Votre roman, à l’image du premier « Le roman des Pov’cheveux », a une portée sociologique et humaine ; des histoires parfois inspirées d’un vécu. Un mot sur l’importance de partager nos expériences de vie et l’impact que cela pourrait y avoir sur d’autres personnes ?

Je ne pense pas qu’un écrivain doive forcément partager son expérience de vie. Un roman peut s’inspirer d’un fait divers, d’une histoire qu’on a entendue, ou tout simplement d’événements qui ont marqué la société ou la scène politique sans qu’il ne s’agisse de l’histoire de quelqu’un en particulier. Quoi qu’il en soit, il doit faire réfléchir mais aussi émouvoir, sans quoi il ne serait qu’un essai froid. Et c’est justement de cette manière qu’il peut avoir un très grand impact sur le lecteur. En l’ébranlant ou en dérangeant ses certitudes. En lui proposant d’autres visions du monde que les vérités toutes faites auxquelles il est habitué et de nouvelles approches de la vie.

Vous avez déjà écrit des livres académiques avant de devenir romancière, que représente la littérature pour vous ?
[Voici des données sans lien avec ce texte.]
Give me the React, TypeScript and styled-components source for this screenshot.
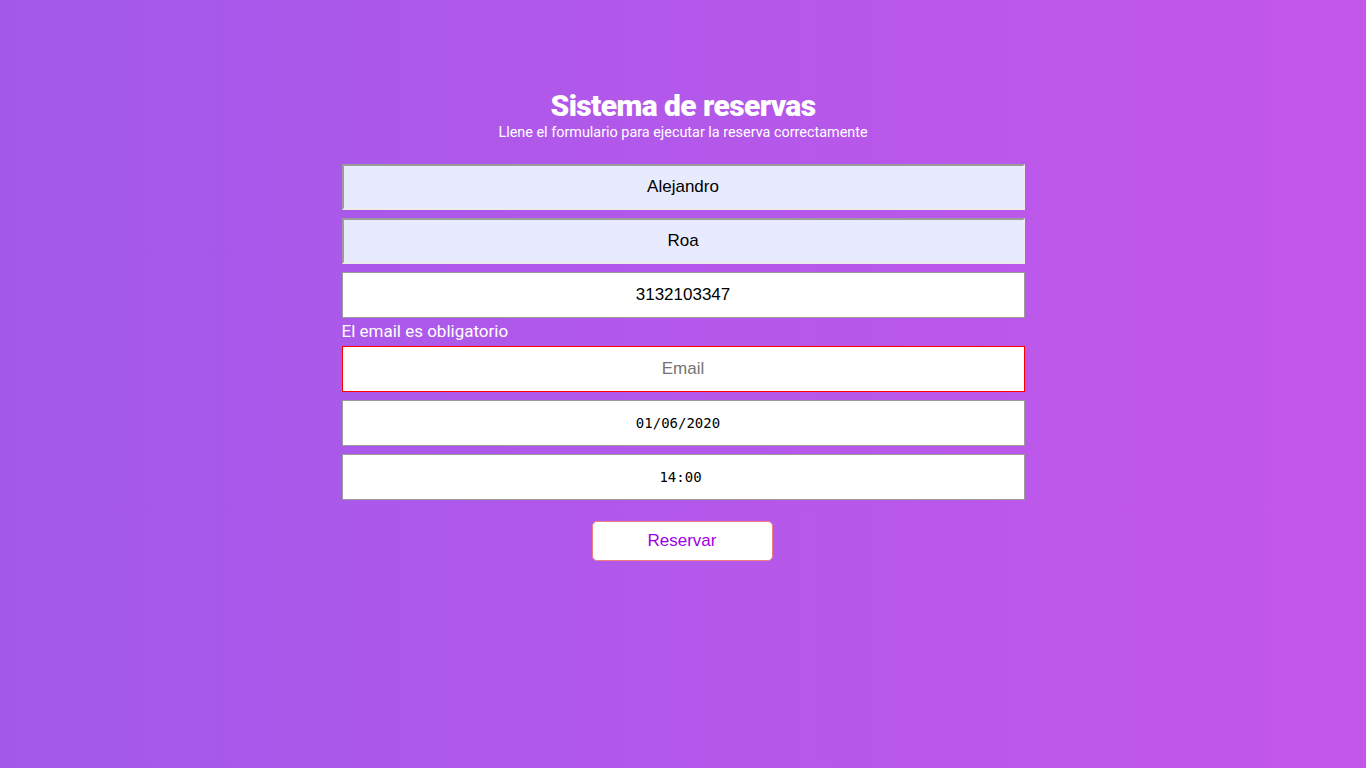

La littérature est au centre de ma vie. J’enseigne la littérature, je suis chercheur en littérature, et j’écris – de la fiction et de la poésie. Cet amour a commencé à un très jeune âge et ne s’est toujours pas essoufflé. Quand j’ai commencé à lire, je cherchais l’évasion et la beauté des mots ; plus tard, j’ai compris que la littérature pouvait aussi ébranler le monde, le faire réfléchir, l’amener à changer. Je crois que la question de la fonction de la littérature est un peu dépassée, de toute façon. Qu’elle ait une utilité sociale, politique, cathartique, ou simplement esthétique, la littérature a toujours accompagné l’Homme ; et c’est bien « la preuve que la vie ne suffit pas », pour reprendre la célèbre phrase de Fernando Pessoa. 

Qu’en est-il de vos futurs projets littéraires ?

Un nouveau roman me trotte dans la tête (rires) mais je n’ai pas encore écrit un seul mot. Je pense aussi écrire des nouvelles – peut-être en anglais, qui sait ? Ces deux projets me prendront probablement des années. Dans un avenir plus proche, je pense publier un recueil de poésie – j’en ai déjà une bonne trentaine – et deux longs contes que j’ai écrits il y a très longtemps : j’avais à peu près dix-huit ans. Le recueil sera peut-être prêt d’ici fin 2020, mais pour les contes, il faudra d’abord chercher de bons illustrateurs…

Un dernier mot pour vos lecteurs…

Je voudrais simplement les remercier d’apprécier mes écrits, de m’accompagner depuis la parution de mon premier roman et de m’encourager à créer. Je les remercie de faire partie des grandes joies d’être écrivain.

Propos recueillis par Hamza Sahoui 

BIO EXPRESS :

Lynda Chouiten est une écrivaine algérienne. Titulaire d’un Doctorat en littérature décerné par l’Université Nationale d’Irlande à Galway en 2013, elle est enseignante-chercheur à l’université de Boumerdes où elle enseigne la littérature anglophone. Elle travaille, entre autres, sur les cultures et littératures françaises et francophones, la culture et la littérature postcoloniales, la littérature comparée et la littérature et la civilisation britanniques. Elle est l’auteur de poèmes, de plusieurs articles portant sur la critique littéraire et de deux livres à caractère académique : une étude de l’œuvre d’Isabelle Eberhardt et un ouvrage collectif sur l’autorité. Son premier romans, « Le Roman des Pôv’Cheveux » (éditions El Kalima, 2017), a été finaliste des Prix Mohammed Dib et L’Escale d’Alger. En 2019, elle publie « Une Valse », son deuxième roman, paru aux éditions Casbah, qui vient de remporter le Grand Prix Assia Djebar.